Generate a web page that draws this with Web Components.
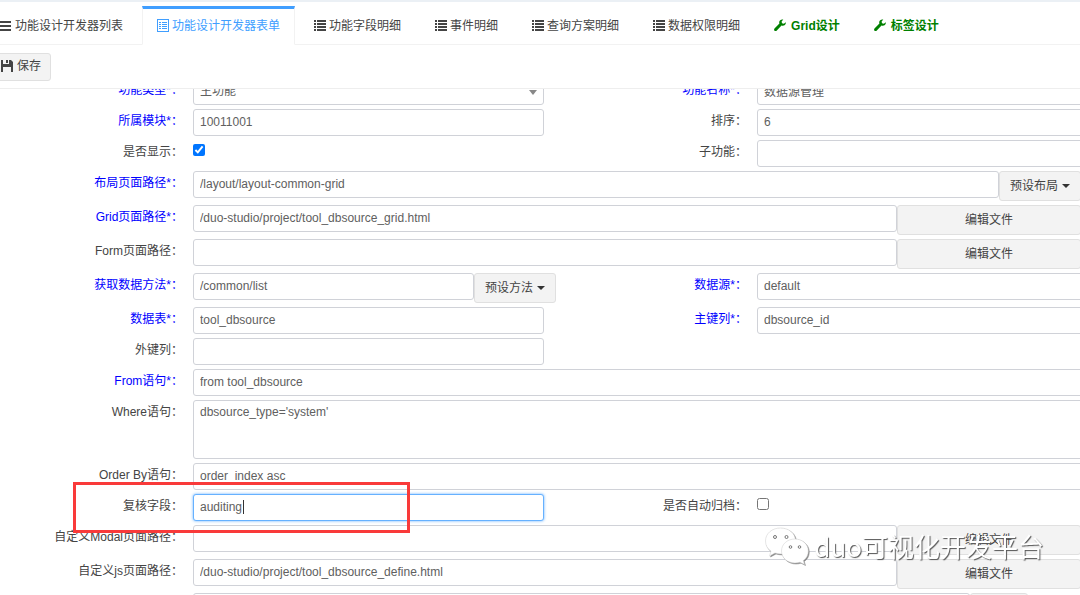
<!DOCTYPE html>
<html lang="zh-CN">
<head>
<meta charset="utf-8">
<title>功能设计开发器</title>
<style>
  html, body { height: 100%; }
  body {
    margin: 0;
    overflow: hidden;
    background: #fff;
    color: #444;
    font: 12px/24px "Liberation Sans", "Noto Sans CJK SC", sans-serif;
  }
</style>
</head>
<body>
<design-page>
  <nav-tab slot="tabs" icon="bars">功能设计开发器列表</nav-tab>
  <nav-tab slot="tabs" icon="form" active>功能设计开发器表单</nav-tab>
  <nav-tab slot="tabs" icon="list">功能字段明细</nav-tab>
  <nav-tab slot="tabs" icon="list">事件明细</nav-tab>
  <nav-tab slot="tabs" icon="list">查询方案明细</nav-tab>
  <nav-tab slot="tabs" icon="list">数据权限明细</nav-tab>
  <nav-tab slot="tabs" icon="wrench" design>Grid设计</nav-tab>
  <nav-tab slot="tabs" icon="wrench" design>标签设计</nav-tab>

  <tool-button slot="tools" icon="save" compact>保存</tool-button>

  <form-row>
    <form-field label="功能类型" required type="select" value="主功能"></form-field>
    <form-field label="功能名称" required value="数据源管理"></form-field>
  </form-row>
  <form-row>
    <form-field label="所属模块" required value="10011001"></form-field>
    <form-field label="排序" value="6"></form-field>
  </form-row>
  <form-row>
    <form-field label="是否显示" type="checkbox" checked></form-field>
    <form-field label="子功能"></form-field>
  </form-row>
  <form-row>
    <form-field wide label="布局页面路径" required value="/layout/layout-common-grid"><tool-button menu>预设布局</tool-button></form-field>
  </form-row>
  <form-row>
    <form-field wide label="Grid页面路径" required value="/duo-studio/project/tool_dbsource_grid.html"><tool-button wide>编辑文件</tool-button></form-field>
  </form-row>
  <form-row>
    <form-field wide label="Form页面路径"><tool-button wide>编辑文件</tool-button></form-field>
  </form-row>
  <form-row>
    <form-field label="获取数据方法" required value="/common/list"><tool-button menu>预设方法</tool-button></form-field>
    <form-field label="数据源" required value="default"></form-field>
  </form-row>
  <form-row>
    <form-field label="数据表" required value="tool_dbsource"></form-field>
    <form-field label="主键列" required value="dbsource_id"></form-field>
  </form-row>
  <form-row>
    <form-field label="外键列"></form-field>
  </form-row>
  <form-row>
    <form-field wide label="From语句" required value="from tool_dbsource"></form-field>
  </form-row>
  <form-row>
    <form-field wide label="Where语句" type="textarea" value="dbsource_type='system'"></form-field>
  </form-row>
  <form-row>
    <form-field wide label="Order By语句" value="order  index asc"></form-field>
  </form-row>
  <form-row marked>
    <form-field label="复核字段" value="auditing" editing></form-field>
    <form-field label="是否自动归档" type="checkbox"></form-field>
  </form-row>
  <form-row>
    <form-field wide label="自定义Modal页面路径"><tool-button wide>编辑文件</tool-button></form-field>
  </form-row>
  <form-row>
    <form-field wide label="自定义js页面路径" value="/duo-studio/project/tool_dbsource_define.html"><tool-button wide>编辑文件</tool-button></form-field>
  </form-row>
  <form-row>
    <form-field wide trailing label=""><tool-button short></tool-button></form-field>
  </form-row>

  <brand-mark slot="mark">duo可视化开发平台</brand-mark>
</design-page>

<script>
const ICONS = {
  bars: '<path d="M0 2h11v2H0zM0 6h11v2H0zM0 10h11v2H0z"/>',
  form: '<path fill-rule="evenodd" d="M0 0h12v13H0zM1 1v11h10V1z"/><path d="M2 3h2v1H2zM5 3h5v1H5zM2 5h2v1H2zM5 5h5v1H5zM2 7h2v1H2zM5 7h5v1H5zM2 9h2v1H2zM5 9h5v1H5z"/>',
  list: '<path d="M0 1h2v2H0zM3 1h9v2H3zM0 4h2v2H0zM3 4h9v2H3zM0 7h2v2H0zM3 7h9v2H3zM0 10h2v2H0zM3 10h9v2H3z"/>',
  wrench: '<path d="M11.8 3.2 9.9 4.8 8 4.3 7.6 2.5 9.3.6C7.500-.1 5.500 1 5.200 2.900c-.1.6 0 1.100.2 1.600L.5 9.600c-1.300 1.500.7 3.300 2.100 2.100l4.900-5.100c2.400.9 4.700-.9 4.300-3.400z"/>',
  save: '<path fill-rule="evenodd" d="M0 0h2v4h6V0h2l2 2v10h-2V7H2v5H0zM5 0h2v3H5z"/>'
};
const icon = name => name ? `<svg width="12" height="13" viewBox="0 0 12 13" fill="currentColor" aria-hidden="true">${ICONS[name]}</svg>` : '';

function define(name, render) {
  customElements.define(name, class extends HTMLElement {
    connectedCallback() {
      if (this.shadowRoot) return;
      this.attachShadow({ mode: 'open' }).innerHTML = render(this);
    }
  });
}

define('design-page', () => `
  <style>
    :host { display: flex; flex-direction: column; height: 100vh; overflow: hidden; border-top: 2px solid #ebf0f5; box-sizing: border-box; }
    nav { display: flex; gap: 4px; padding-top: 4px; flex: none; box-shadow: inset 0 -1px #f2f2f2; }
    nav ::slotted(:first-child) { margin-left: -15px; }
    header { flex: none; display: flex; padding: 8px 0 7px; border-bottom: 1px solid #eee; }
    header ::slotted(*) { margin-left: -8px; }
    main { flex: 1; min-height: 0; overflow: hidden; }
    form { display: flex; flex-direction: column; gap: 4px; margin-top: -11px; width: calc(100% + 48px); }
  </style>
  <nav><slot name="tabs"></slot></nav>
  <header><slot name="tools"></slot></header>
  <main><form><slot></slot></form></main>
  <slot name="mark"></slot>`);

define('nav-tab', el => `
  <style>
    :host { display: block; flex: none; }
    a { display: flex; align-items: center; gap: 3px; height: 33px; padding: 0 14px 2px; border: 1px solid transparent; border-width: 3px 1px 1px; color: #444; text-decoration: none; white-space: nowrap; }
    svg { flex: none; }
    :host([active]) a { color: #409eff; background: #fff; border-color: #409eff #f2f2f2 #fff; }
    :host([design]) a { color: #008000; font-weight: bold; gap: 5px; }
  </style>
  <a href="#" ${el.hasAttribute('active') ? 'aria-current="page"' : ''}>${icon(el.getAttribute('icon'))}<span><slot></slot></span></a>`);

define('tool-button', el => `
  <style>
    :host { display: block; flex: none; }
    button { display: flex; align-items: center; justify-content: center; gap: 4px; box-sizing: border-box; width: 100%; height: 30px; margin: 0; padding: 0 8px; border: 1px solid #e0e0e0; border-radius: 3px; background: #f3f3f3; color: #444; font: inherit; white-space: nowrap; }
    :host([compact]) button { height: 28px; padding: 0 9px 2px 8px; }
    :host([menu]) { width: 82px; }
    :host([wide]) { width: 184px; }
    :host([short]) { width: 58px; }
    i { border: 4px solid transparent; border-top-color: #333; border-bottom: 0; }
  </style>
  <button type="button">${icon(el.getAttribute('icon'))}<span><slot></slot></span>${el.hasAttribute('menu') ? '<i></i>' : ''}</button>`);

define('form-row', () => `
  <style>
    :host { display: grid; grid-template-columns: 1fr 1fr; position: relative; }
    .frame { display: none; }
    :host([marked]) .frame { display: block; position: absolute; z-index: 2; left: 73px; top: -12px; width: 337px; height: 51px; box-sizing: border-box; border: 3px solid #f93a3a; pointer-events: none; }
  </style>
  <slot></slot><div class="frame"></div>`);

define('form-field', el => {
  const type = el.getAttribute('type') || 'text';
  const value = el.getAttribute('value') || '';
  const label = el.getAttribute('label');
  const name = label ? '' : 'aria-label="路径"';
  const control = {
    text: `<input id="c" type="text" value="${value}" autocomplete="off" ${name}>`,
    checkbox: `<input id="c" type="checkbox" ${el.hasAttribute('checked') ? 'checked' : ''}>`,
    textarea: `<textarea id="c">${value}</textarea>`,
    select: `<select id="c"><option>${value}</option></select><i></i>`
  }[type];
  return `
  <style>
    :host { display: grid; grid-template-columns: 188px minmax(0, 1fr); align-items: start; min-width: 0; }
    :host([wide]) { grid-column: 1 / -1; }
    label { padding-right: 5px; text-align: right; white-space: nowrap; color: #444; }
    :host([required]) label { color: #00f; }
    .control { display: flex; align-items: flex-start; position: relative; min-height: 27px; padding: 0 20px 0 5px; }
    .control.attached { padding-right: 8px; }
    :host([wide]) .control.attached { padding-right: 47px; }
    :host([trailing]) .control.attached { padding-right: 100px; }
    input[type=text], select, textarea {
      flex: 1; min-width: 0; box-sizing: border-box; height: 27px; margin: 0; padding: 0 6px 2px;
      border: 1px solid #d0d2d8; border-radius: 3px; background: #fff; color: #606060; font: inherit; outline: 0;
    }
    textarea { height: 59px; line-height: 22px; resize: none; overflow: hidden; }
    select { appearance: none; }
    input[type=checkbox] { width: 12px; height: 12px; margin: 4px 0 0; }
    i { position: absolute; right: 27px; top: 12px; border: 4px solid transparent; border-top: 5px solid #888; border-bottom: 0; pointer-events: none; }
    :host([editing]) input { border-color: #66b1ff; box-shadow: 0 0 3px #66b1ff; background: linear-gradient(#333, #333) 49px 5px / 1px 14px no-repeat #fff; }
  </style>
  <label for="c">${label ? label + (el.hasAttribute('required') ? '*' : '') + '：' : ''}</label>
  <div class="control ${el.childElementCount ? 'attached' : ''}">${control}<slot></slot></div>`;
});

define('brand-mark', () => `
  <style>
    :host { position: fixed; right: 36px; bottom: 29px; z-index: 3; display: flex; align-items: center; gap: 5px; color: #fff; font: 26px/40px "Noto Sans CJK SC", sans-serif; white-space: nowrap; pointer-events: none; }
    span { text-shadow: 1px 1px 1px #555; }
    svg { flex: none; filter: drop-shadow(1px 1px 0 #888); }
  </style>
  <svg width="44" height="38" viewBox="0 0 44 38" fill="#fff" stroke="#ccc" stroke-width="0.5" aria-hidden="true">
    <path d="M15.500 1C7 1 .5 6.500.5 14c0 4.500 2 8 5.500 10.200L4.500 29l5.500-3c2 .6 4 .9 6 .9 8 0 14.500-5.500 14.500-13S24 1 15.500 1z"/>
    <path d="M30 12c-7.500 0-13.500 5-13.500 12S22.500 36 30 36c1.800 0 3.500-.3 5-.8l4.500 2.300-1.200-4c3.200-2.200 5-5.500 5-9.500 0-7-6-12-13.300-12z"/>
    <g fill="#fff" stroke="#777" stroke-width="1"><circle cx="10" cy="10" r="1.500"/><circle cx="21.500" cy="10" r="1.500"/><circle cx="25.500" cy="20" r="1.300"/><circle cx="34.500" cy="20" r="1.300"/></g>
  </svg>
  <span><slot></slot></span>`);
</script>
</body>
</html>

****************

### What is asked
Only lines that contain the word "this" are wanted; copy each of them.

### Solved exercise
Generate a web page that draws this with Web Components.
      if (this.shadowRoot) return;
      this.attachShadow({ mode: 'open' }).innerHTML = render(this);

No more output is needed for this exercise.